Go through the records line by line and work out how many lines hold the word "this". Answer with the number only.
——————
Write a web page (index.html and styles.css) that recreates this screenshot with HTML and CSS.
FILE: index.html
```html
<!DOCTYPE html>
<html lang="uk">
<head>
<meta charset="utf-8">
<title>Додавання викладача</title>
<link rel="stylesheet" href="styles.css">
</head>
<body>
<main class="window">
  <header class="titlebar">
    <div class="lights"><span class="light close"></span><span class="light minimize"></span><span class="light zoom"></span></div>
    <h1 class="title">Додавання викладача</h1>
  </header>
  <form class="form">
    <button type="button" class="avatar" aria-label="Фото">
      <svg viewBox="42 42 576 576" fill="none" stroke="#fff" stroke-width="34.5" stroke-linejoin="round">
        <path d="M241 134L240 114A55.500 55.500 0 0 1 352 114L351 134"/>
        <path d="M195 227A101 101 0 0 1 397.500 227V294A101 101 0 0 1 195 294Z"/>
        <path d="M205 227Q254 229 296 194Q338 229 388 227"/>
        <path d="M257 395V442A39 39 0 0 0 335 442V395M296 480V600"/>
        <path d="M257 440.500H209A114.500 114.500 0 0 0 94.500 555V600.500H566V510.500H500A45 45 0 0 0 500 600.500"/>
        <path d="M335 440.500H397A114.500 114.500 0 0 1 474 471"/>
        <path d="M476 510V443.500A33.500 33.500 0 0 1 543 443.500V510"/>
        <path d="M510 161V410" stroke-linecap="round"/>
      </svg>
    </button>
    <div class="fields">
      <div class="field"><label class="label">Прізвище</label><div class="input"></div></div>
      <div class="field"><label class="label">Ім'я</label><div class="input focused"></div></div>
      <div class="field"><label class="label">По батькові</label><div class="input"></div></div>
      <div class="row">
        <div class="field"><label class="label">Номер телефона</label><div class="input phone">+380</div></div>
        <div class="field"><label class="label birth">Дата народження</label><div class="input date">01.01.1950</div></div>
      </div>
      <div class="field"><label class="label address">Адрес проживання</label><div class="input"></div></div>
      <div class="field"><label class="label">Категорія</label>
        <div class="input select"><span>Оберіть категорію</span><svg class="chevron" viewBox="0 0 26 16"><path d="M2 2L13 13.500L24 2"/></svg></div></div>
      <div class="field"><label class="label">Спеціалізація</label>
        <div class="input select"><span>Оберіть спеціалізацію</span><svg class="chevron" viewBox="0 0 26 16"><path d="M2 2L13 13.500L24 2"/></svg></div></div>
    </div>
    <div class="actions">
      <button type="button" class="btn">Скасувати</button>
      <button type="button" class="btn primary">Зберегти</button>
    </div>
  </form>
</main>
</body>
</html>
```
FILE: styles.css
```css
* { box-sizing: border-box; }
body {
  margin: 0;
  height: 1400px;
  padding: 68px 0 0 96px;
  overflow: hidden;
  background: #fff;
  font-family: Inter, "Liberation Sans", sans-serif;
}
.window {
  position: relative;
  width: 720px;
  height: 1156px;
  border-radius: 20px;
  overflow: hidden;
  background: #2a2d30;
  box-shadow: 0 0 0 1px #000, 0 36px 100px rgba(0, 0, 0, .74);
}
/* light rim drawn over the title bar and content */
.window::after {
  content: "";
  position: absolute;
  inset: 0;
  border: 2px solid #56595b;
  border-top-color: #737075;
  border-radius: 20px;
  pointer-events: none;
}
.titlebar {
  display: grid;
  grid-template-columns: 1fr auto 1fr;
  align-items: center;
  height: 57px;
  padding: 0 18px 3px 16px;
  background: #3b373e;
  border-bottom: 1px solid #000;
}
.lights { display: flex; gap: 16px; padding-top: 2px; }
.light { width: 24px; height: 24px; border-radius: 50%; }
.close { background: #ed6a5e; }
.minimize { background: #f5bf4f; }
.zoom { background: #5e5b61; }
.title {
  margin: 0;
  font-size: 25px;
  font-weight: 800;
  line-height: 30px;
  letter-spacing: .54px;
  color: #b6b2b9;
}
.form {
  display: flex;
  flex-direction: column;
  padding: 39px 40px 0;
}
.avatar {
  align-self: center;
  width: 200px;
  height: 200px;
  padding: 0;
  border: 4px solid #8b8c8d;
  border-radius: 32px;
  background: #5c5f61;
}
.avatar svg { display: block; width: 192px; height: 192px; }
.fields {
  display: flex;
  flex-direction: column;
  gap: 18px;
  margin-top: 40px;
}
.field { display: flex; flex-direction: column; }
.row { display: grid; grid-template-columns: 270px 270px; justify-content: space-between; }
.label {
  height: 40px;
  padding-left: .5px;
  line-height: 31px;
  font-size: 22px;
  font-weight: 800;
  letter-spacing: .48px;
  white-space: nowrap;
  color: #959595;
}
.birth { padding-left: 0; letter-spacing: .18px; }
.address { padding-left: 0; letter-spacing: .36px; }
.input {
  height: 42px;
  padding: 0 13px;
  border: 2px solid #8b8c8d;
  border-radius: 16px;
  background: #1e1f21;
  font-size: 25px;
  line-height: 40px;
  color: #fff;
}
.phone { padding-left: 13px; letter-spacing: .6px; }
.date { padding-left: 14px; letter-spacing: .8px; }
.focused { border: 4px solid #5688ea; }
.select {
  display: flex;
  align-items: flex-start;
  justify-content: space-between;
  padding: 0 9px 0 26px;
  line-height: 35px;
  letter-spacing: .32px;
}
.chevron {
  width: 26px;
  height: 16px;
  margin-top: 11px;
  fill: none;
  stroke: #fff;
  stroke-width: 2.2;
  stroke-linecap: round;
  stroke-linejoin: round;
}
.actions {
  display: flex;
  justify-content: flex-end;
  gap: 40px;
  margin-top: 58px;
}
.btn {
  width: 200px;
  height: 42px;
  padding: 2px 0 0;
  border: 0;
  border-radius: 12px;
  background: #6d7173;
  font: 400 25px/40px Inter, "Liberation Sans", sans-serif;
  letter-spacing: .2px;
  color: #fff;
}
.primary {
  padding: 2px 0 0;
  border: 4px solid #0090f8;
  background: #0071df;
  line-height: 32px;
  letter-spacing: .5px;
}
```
——————
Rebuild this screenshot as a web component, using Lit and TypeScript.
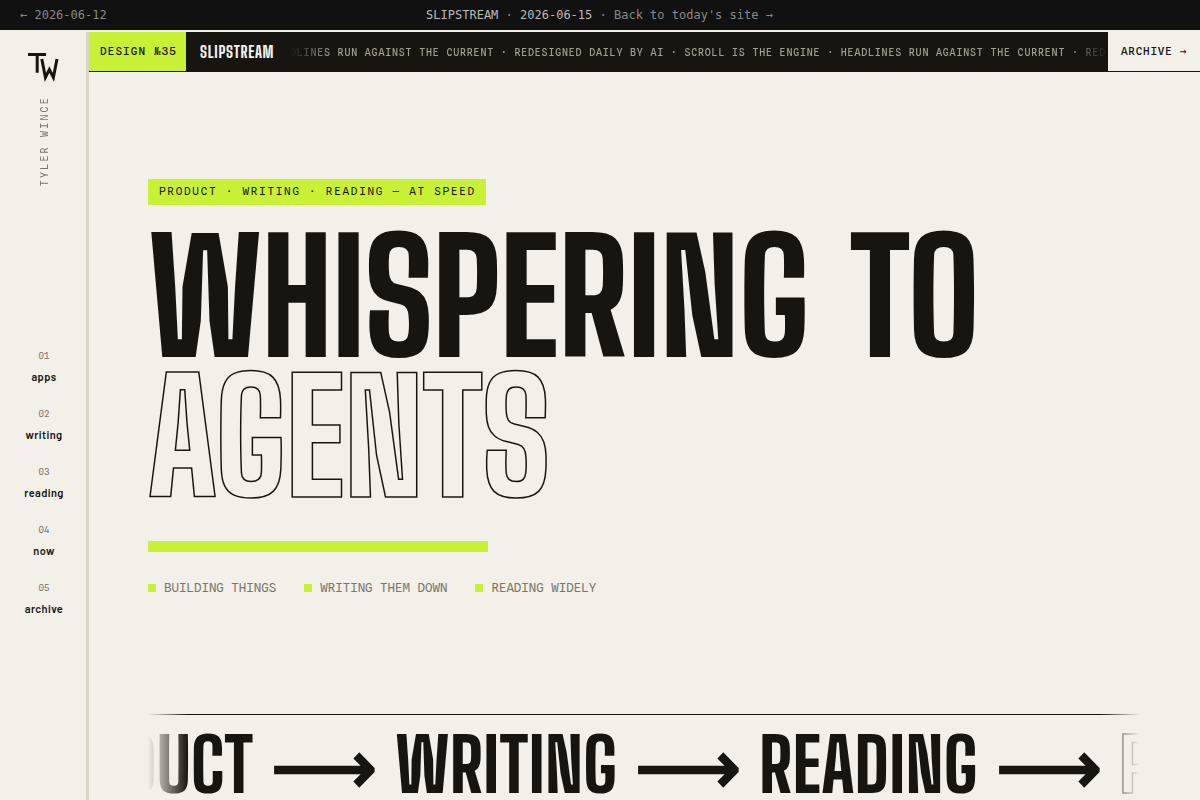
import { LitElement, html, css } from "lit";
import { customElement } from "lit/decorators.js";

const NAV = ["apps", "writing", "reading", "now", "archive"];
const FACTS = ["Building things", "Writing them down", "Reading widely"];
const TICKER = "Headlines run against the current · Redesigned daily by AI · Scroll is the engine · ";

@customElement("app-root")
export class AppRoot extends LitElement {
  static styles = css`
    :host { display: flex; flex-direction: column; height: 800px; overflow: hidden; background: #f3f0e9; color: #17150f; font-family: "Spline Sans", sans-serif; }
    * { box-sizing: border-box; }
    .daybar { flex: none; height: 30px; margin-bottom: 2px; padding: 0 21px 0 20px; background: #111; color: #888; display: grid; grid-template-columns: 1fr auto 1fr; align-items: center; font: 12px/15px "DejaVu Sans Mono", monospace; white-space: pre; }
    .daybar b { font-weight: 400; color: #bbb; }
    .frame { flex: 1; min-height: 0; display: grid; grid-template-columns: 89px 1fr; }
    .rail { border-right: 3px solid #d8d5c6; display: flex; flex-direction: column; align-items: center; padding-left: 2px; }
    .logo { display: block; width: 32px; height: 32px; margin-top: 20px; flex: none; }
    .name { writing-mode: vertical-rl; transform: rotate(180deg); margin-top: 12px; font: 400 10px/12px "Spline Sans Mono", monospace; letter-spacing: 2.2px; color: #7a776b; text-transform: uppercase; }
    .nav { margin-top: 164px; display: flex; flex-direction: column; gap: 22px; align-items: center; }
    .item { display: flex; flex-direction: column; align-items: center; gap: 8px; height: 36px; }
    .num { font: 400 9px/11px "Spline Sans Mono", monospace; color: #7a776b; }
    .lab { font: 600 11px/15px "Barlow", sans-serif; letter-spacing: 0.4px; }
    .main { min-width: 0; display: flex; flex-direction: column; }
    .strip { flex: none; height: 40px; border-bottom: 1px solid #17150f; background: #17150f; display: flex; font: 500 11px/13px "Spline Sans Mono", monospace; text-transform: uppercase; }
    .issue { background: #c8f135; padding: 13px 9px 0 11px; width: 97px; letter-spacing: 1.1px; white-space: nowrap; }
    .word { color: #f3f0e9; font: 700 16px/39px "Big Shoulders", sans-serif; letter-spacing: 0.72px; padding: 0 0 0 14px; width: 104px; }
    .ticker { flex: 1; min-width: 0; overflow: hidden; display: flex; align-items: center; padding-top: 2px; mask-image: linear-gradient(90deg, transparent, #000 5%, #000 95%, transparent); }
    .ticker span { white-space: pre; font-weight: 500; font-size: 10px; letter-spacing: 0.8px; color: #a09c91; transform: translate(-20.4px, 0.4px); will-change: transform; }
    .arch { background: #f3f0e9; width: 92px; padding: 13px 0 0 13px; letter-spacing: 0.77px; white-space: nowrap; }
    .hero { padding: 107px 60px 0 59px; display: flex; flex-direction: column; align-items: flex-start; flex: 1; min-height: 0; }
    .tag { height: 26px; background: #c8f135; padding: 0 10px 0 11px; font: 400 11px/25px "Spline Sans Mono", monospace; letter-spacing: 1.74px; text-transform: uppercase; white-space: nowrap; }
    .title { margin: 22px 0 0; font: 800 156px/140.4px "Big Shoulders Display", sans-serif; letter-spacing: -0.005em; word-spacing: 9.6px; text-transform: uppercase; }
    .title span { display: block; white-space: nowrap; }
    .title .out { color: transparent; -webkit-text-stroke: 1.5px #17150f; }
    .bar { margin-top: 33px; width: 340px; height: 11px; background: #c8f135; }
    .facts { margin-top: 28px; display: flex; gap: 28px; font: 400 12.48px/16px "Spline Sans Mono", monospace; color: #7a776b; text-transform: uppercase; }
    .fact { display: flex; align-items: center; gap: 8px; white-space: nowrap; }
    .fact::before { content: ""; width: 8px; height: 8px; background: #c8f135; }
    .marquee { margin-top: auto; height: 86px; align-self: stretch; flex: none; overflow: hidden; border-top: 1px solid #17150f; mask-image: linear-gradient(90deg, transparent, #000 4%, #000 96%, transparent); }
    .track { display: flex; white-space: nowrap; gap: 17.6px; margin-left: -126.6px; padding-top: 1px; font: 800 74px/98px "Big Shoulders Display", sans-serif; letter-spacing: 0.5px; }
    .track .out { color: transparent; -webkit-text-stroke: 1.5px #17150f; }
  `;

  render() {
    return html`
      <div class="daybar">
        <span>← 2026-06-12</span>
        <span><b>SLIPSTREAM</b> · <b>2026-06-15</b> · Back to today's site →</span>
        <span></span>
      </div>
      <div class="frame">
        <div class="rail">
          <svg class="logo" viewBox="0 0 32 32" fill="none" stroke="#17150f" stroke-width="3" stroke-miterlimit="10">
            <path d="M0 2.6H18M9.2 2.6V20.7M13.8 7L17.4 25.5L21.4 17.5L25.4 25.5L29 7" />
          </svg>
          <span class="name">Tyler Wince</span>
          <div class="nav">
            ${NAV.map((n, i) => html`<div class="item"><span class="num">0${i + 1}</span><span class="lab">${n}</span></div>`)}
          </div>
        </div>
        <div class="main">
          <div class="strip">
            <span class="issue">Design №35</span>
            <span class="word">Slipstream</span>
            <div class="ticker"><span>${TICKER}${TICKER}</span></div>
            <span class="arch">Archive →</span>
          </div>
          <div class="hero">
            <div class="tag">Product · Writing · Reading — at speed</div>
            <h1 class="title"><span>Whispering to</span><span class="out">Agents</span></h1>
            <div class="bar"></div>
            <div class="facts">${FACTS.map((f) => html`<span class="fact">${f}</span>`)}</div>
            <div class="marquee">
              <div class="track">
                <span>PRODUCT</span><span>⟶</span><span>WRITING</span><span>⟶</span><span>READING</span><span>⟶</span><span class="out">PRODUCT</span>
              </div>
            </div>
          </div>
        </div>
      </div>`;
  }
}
——————
◆ WRITTEN RESPONSE: 2